Collect all lines from the records below that include the word "this".

>> Start Records supplied

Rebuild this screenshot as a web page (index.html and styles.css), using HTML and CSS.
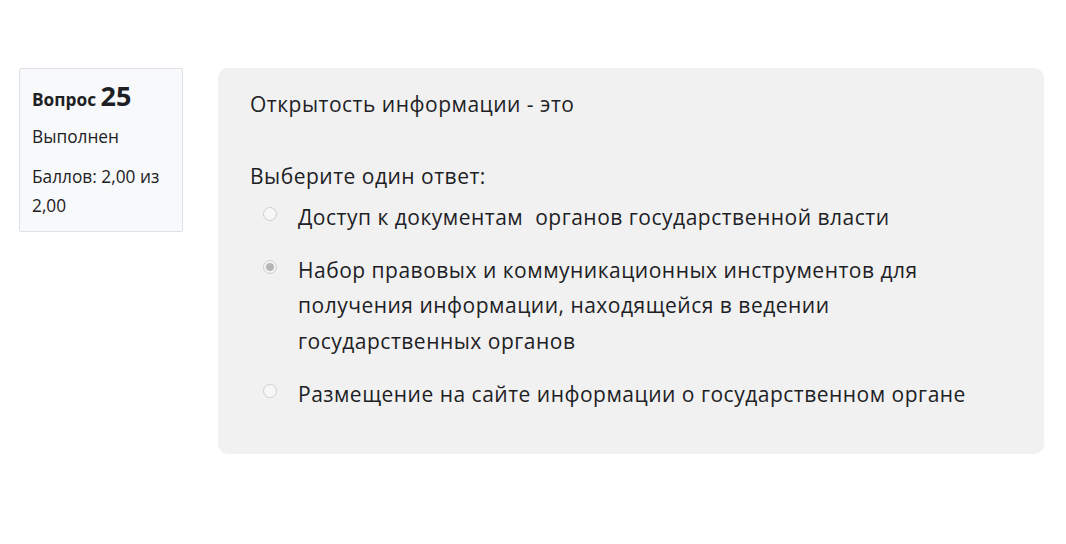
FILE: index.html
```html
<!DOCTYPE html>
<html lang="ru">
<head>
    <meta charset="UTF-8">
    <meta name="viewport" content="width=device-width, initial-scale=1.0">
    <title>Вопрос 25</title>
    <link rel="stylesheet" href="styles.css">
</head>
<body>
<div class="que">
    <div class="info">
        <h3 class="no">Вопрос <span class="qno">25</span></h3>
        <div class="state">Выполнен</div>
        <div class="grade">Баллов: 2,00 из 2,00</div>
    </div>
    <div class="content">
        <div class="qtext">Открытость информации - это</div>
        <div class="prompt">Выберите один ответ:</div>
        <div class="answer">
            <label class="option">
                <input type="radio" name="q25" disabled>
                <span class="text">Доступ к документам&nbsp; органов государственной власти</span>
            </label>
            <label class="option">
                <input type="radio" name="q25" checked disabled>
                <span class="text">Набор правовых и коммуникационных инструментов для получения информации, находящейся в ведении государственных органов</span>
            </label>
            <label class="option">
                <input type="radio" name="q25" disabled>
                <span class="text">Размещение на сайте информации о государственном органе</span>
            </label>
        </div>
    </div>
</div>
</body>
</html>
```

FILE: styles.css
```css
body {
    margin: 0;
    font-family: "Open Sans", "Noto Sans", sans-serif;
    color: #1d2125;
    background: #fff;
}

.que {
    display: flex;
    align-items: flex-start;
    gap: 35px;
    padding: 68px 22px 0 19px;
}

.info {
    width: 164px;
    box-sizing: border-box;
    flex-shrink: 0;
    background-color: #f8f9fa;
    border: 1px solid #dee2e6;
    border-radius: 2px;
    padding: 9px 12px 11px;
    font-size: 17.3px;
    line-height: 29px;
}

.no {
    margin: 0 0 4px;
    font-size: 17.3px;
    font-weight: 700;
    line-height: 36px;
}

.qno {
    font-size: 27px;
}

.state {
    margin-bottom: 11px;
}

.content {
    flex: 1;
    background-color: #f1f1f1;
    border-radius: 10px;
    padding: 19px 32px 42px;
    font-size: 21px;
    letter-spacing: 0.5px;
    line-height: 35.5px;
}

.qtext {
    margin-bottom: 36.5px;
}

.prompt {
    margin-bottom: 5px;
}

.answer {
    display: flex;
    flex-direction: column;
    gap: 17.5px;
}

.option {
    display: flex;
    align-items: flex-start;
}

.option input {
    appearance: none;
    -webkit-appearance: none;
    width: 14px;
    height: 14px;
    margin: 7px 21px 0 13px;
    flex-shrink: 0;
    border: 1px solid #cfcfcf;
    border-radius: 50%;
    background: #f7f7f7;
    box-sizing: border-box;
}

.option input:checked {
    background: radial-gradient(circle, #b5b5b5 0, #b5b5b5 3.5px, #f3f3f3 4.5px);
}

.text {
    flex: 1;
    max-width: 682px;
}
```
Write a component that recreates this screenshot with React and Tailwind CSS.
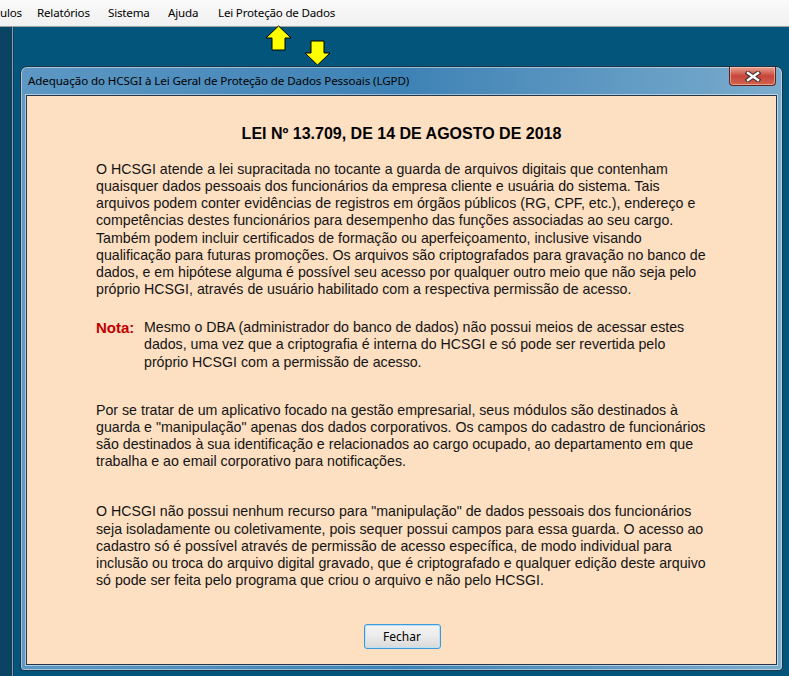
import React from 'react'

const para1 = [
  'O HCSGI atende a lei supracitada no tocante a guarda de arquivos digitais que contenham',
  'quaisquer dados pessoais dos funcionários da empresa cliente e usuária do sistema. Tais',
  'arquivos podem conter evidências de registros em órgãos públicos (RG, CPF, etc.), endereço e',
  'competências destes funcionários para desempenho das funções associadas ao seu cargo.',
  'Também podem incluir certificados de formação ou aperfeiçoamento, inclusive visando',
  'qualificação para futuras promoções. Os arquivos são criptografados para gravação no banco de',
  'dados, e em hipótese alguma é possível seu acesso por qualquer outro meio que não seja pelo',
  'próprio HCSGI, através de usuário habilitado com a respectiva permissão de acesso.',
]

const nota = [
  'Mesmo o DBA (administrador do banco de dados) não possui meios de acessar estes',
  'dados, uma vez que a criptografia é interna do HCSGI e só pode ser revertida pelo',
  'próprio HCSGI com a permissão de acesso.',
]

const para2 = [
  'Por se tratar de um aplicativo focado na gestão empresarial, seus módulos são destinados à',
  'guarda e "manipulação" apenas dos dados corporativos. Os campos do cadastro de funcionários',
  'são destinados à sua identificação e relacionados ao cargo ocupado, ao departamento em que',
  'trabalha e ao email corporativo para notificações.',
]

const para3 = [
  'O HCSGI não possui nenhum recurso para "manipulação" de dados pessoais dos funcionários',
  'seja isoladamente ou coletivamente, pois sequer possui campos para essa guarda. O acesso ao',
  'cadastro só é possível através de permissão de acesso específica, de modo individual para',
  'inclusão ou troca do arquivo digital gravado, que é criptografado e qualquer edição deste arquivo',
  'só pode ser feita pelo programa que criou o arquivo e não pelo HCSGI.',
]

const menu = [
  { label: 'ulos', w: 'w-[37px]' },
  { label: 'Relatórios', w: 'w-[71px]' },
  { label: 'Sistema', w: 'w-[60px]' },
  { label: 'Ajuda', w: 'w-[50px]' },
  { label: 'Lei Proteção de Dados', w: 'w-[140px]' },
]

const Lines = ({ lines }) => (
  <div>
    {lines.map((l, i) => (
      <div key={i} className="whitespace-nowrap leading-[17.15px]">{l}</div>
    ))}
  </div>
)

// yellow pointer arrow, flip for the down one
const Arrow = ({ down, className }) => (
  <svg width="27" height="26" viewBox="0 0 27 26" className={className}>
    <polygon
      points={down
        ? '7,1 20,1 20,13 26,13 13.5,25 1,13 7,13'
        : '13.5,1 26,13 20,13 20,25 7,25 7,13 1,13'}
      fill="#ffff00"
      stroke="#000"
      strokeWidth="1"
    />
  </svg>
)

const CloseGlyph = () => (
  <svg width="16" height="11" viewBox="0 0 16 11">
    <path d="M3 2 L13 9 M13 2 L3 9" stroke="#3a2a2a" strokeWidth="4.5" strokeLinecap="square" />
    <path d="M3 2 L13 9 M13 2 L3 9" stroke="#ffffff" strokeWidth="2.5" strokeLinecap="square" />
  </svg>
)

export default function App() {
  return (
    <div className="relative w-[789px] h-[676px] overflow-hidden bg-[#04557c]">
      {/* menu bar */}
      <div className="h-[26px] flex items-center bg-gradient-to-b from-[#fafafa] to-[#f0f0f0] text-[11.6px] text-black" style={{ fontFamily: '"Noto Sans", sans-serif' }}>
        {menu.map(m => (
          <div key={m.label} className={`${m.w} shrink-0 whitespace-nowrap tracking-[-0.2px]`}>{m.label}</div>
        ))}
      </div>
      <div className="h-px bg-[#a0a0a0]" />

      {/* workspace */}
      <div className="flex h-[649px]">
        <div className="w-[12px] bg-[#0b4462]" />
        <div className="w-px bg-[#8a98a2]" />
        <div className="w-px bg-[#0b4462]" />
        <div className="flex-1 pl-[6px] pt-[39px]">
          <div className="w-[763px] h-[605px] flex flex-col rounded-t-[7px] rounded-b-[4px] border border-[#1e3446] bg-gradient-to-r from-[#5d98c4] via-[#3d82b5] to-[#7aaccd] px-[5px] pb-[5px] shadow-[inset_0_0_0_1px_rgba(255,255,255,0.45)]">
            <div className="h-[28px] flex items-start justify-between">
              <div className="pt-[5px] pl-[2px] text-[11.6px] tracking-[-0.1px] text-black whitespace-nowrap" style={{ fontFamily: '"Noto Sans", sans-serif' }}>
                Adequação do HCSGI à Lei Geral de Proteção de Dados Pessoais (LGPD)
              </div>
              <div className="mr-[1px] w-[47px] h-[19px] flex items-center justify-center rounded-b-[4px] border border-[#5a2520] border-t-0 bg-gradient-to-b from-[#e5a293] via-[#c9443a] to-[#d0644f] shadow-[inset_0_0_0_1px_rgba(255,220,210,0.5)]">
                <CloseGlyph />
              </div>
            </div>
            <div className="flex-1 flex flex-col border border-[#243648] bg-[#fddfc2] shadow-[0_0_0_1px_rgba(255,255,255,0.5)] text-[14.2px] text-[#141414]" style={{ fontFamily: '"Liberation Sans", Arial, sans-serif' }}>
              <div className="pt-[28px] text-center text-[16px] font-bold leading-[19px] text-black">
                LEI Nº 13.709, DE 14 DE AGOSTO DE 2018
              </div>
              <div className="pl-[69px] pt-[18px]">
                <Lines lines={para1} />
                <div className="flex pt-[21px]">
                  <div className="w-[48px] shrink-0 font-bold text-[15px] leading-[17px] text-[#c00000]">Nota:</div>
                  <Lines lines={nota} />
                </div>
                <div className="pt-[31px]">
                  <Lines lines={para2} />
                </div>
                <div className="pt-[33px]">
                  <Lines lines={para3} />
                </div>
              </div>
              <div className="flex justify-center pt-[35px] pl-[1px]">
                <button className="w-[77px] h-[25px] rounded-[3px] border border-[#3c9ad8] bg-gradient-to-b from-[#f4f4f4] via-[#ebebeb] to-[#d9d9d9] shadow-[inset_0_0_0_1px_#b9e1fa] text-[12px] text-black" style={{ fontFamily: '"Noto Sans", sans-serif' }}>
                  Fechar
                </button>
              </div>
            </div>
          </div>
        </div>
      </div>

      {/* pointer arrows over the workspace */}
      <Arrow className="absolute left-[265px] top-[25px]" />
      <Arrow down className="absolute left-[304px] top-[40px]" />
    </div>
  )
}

>> End Records supplied

Full solution -
Rebuild this screenshot as a web page (index.html and styles.css), using HTML and CSS.
Write a component that recreates this screenshot with React and Tailwind CSS.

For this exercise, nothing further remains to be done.